The paradox of Strängnäs is that its affordability crisis is a direct consequence of its desirability, a desirability amplified and enabled by technology. The widespread adoption of remote work, underpinned by high-speed broadband, secure VPNs, and cloud-based collaboration suites, has severed the decades-old link between high-value employment and physical presence in major metropolitan hubs like Stockholm.

This decoupling has triggered a predictable migration pattern. Professionals with Stockholm-level salaries are now free to seek housing in smaller, more scenic towns within commuting—or occasional-meeting—distance. Strängnäs, with its picturesque lakeside setting and easy access to the capital, is a prime destination. These new residents import their higher earning power, creating a demand shock in the local property market. They are not just buying homes; they are bidding with capital accumulated in a different economic ecosystem.

"We are witnessing a structural repricing of peri-urban communities," says Dr. Arvid Lindgren, an urban economist at the KTH Royal Institute of Technology in Stockholm. "The technologies of remote work effectively flatten geography for a certain class of worker. A town like Strängnäs goes from being a self-contained local market to an accessible suburb of the entire capital region's job market. The influx of outside demand, arriving faster than supply can ever respond, turns these towns into pressure-cooker markets."

This influx is channeled through highly efficient digital real estate platforms, which create a transparent, competitive environment where rising prices become a self-reinforcing signal to other prospective buyers from high-cost areas. The result is rapid price inflation that systematically prices out local first-time buyers, particularly younger ones whose wages are tied to the local economy.

Proptech's Double-Edged Sword

The very technologies that facilitate the discovery and purchase of property are also contributing to the velocity of this market distortion. Proptech, or property technology, encompasses the digital platforms and tools that have revolutionized the real estate industry, from online listings with virtual tours to streamlined digital paperwork. These platforms offer unprecedented market transparency and transactional efficiency.

This efficiency, however, is a double-edged sword. By making market data universally accessible and lowering the friction of making an offer, proptech can accelerate market trends. Rising interest is no longer a slow-building wave of word-of-mouth; it is an instantaneous cascade of clicks, views, and digital bids.

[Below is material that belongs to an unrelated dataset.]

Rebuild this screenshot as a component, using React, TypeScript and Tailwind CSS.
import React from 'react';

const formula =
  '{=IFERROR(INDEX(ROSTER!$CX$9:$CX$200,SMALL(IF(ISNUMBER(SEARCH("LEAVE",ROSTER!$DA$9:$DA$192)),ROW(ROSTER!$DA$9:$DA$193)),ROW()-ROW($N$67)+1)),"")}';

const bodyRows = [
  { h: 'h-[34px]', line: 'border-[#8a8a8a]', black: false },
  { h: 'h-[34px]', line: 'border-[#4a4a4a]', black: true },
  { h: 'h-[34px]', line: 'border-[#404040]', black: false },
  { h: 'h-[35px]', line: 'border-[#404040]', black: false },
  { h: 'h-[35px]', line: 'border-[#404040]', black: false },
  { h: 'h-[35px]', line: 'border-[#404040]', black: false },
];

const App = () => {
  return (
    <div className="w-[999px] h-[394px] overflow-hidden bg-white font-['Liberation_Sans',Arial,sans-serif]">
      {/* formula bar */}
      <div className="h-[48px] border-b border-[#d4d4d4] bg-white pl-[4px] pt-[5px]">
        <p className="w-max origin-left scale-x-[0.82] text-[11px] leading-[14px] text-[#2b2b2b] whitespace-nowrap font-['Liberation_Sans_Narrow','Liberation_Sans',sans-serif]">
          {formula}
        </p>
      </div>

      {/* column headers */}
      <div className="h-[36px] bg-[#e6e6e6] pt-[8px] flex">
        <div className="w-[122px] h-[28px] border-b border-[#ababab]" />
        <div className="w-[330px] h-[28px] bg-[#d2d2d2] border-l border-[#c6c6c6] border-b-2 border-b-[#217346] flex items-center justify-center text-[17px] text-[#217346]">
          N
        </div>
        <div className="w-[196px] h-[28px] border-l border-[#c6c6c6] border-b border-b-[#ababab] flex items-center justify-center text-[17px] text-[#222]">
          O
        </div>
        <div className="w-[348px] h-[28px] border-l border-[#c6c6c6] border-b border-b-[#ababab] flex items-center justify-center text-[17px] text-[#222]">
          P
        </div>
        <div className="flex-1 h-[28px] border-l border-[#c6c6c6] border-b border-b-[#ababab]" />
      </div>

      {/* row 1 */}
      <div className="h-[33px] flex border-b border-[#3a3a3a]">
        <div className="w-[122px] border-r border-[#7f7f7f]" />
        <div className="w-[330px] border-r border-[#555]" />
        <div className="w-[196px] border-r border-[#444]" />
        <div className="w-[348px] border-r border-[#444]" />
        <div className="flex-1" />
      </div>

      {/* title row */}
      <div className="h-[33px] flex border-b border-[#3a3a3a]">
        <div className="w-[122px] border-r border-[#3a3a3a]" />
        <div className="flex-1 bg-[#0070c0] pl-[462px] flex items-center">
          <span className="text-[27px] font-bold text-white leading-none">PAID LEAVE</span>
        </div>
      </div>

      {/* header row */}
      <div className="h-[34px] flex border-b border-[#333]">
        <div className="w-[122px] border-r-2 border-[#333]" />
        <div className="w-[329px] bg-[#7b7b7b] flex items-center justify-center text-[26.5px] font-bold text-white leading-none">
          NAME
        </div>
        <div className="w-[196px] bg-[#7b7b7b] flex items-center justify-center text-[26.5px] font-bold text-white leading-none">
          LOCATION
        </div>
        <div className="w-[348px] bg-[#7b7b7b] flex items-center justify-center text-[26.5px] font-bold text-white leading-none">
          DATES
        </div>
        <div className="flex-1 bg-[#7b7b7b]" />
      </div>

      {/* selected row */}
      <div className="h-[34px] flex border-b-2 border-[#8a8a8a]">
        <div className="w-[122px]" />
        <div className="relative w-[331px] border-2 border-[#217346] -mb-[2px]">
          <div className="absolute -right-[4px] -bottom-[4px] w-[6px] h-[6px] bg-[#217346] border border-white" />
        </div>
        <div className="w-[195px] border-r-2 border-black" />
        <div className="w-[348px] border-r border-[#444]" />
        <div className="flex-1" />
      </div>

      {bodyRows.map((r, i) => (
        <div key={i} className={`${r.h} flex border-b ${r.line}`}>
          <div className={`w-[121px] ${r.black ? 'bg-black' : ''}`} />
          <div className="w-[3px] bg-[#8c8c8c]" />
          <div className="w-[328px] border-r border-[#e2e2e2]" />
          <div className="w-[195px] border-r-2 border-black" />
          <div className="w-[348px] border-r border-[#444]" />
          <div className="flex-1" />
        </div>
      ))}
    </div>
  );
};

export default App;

Bidding wars that might have once played out over weeks can now unfold in days or even hours, creating an environment that heavily favors cash-rich buyers or those pre-approved for larger loans—the very remote workers from more expensive cities.

Simultaneously, innovations in financial technology, or Fintech, are changing the nature of mortgage lending. Algorithmic underwriting processes can assess a candidate's risk profile and approve a loan in a fraction of the time it once took. Yet these systems are often trained on historical data sets that reflect a bygone era of stable, long-term employment.

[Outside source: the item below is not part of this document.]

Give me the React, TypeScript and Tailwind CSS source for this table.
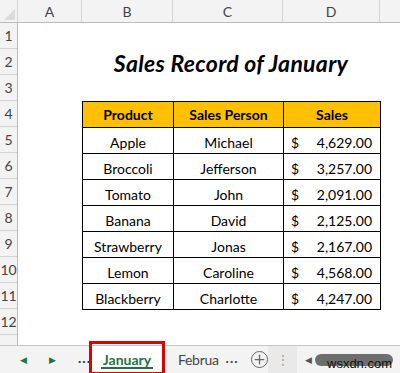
import { Plus } from 'lucide-react';

const rows = [
  ['Apple', 'Michael', '4,629.00'],
  ['Broccoli', 'Jefferson', '3,257.00'],
  ['Tomato', 'John', '2,091.00'],
  ['Banana', 'David', '2,125.00'],
  ['Strawberry', 'Jonas', '2,167.00'],
  ['Lemon', 'Caroline', '4,568.00'],
  ['Blackberry', 'Charlotte', '4,247.00'],
];

const font = { fontFamily: 'Lato, "Open Sans", sans-serif' };

const App = () => {
  return (
    <div className="relative w-[400px] h-[373px] overflow-hidden bg-white text-black" style={font}>
      {/* Column headers */}
      <div className="flex h-[23px] bg-[#f3f3f3] border-b border-[#bcbcbc] text-[14px] text-[#444]">
        <div className="relative w-[18px] border-r border-[#d5d5d5]">
          <div className="absolute right-[2px] bottom-[2px] w-0 h-0 border-l-[11px] border-l-transparent border-b-[11px] border-b-[#dcdcdc]" />
        </div>
        <div className="w-[64px] flex items-center justify-center border-r border-[#d5d5d5]">A</div>
        <div className="w-[91px] flex items-center justify-center border-r border-[#d5d5d5]">B</div>
        <div className="w-[110px] flex items-center justify-center border-r border-[#d5d5d5]">C</div>
        <div className="w-[97px] flex items-center justify-center border-r border-[#d5d5d5]">D</div>
        <div className="flex-1" />
      </div>

      <div className="flex h-[322px]">
        {/* Row numbers */}
        <div className="w-[18px] bg-[#f3f3f3] border-r border-[#bcbcbc] text-[14px] text-[#444]">
          {Array.from({ length: 12 }, (_, i) => (
            <div key={i} className="h-[26px] flex items-center justify-center border-b border-[#d5d5d5]">
              {i + 1}
            </div>
          ))}
        </div>

        {/* Sheet */}
        <div className="flex-1 pl-[64px]">
          <div className="w-[298px] h-[26px]" />
          <div className="w-[298px] h-[26px] flex items-center justify-center pt-[2px]">
            <span className="text-[23px] font-bold italic tracking-[0.3px]">Sales Record of January</span>
          </div>
          <div className="w-[298px] h-[26px]" />
          <table className="table-fixed border-collapse text-[14px]">
            <colgroup>
              <col className="w-[91px]" />
              <col className="w-[110px]" />
              <col className="w-[97px]" />
            </colgroup>
            <thead>
              <tr className="h-[26px] bg-[#ffc000] font-bold">
                <th className="border border-black p-0">Product</th>
                <th className="border border-black p-0">Sales Person</th>
                <th className="border border-black p-0">Sales</th>
              </tr>
            </thead>
            <tbody>
              {rows.map(([product, person, sales]) => (
                <tr key={product} className="h-[26px]">
                  <td className="border border-black p-0 text-center pt-[3px]">{product}</td>
                  <td className="border border-black p-0 text-center pt-[3px]">{person}</td>
                  <td className="border border-black p-0 pt-[3px]">
                    <div className="flex justify-between pl-[7px] pr-[8px]">
                      <span>$</span>
                      <span>{sales}</span>
                    </div>
                  </td>
                </tr>
              ))}
            </tbody>
          </table>
        </div>
      </div>

      {/* Sheet tabs */}
      <div className="flex items-center h-[28px] bg-[#f3f3f3] border-t border-[#c6c6c6] text-[14px]">
        <div className="w-[89px] flex items-center pl-[20px] gap-[22px] text-[#217346]">
          <span className="text-[9px]">◀</span>
          <span className="text-[9px]">▶</span>
          <span className="text-[#333] font-bold tracking-[1px] -mt-[4px]">...</span>
        </div>
        <div className="relative w-[76px] h-full bg-white flex items-center justify-center font-bold text-[#217346]">
          January
          <div className="absolute bottom-[4px] left-[12px] right-[12px] h-[2px] bg-[#217346]" />
        </div>
        <div className="w-[103px] flex items-center pl-[13px] text-[#444]">
          <span className="whitespace-nowrap tracking-[-0.3px]">Februa</span>
          <span className="ml-[7px] font-bold tracking-[1px] -mt-[4px]">...</span>
          <Plus className="ml-[12px] w-[17px] h-[17px] rounded-full border border-[#666] text-[#666]" strokeWidth={2} />
        </div>
        <div className="w-[29px] h-full bg-[#e9e9e9] flex items-center justify-center text-[#999] text-[12px]">⋮</div>
        <div className="flex-1 flex items-center pl-[8px] gap-[3px]">
          <span className="text-[9px] text-[#555]">◀</span>
          <div className="relative w-[78px] h-[12px] rounded-full bg-[#6e6e6e]">
            <span className="absolute left-[12px] top-[3px] text-[13px] leading-none text-[#111] whitespace-nowrap" style={{ fontFamily: '"Liberation Sans", sans-serif' }}>
              wsxdn.com
            </span>
          </div>
        </div>
      </div>

      {/* Red highlight box */}
      <div className="absolute left-[89px] top-[341px] w-[76px] h-[34px] border-[3px] border-[#e00000]" />
    </div>
  );
};

export default App;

"Efficiency is not a neutral value; it is a multiplier of existing conditions," notes Sofia Bäckström, head of digital strategy at the Nordic Future Institute, a policy think tank. "An algorithm designed for maximum efficiency in underwriting may inadvertently penalize a 25-year-old with a series of short-term contracts and a limited credit history, even if their income is stable. It favors the 'known good' profile, which often belongs to an older, more established applicant from a different economic bracket."

Modeling a Path Toward Supply

The situation is a complex interplay of systems, but the technologies that illuminate the problem may also hold the key to its solution. The same data-modeling techniques used to arrive at the 6.8-square-meter calculation can be inverted and used for prescriptive purposes. By analyzing demographic trends, transit infrastructure, and employment data, these models can pinpoint the most effective locations for new housing development and provide local governments with the quantitative evidence needed to reform restrictive zoning policies.

The core of the issue is a fundamental imbalance between demand and supply. While technology has made demand hyper-mobile and fast-acting, housing supply remains stubbornly slow and expensive. Here, too, emerging technologies offer a potential path forward. Modular construction and prefabrication techniques, which involve manufacturing building components off-site in a controlled factory environment, can dramatically reduce construction timelines and costs compared to traditional methods. These are not the flimsy prefabs of the past but high-quality, architecturally sophisticated structures that can be deployed with greater speed and predictability.

This approach allows for a more agile response to housing needs, enabling municipalities to scale up supply in a manner that begins to match the speed at which digital platforms can scale up demand. It represents a direct application of industrial and computational efficiency to the physical world of construction.

The story of Strängnäs is a microcosm of a challenge unfolding in desirable towns across the developed world. The technologies that promised a future of decentralized, flexible living have delivered, but they have also introduced unintended consequences that reverberate through the foundational structures of local communities. The path forward will be defined by a race: a race between the tech-fueled acceleration of demand and the technologically-enabled effort to build a commensurate supply. The ability of a generation to put down roots in the places they choose to call home may hang in the balance.